| THE TASK |
Every entry must be copied word for word.

* * *

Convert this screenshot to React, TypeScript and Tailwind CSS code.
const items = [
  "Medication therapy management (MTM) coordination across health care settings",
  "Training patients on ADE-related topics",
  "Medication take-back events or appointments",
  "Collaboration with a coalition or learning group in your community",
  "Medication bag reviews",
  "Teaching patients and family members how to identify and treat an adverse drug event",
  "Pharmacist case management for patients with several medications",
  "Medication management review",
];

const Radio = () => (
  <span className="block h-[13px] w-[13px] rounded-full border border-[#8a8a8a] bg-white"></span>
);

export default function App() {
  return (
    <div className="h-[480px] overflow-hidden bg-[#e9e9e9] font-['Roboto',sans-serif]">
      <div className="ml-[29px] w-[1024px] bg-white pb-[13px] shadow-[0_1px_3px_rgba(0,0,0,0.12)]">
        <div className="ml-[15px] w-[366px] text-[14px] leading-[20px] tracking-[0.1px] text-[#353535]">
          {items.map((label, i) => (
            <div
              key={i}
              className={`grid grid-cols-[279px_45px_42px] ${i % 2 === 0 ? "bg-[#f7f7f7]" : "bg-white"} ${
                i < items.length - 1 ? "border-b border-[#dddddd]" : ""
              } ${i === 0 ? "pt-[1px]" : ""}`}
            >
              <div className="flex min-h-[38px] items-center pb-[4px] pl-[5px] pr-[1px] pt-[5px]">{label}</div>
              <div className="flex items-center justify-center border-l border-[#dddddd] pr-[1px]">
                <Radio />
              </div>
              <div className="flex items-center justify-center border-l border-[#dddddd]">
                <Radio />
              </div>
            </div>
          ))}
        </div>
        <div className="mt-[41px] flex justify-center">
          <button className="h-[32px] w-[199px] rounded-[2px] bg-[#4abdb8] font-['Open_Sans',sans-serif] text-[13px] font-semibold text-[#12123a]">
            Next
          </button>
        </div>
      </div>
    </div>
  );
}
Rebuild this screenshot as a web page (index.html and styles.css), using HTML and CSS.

* * *

| ANSWER FOR THIS EXERCISE |
Convert this screenshot to React, TypeScript and Tailwind CSS code.
const items = [
  "Medication therapy management (MTM) coordination across health care settings",
  "Training patients on ADE-related topics",
  "Medication take-back events or appointments",
  "Collaboration with a coalition or learning group in your community",
  "Medication bag reviews",
  "Teaching patients and family members how to identify and treat an adverse drug event",
  "Pharmacist case management for patients with several medications",
  "Medication management review",
];

const Radio = () => (
  <span className="block h-[13px] w-[13px] rounded-full border border-[#8a8a8a] bg-white"></span>
);

export default function App() {
  return (
    <div className="h-[480px] overflow-hidden bg-[#e9e9e9] font-['Roboto',sans-serif]">
      <div className="ml-[29px] w-[1024px] bg-white pb-[13px] shadow-[0_1px_3px_rgba(0,0,0,0.12)]">
        <div className="ml-[15px] w-[366px] text-[14px] leading-[20px] tracking-[0.1px] text-[#353535]">
          {items.map((label, i) => (
            <div
              key={i}
              className={`grid grid-cols-[279px_45px_42px] ${i % 2 === 0 ? "bg-[#f7f7f7]" : "bg-white"} ${
                i < items.length - 1 ? "border-b border-[#dddddd]" : ""
              } ${i === 0 ? "pt-[1px]" : ""}`}
            >
              <div className="flex min-h-[38px] items-center pb-[4px] pl-[5px] pr-[1px] pt-[5px]">{label}</div>
              <div className="flex items-center justify-center border-l border-[#dddddd] pr-[1px]">
                <Radio />
              </div>
              <div className="flex items-center justify-center border-l border-[#dddddd]">
                <Radio />
              </div>
            </div>
          ))}
        </div>
        <div className="mt-[41px] flex justify-center">
          <button className="h-[32px] w-[199px] rounded-[2px] bg-[#4abdb8] font-['Open_Sans',sans-serif] text-[13px] font-semibold text-[#12123a]">
            Next
          </button>
        </div>
      </div>
    </div>
  );
}
Rebuild this screenshot as a web page (index.html and styles.css), using HTML and CSS.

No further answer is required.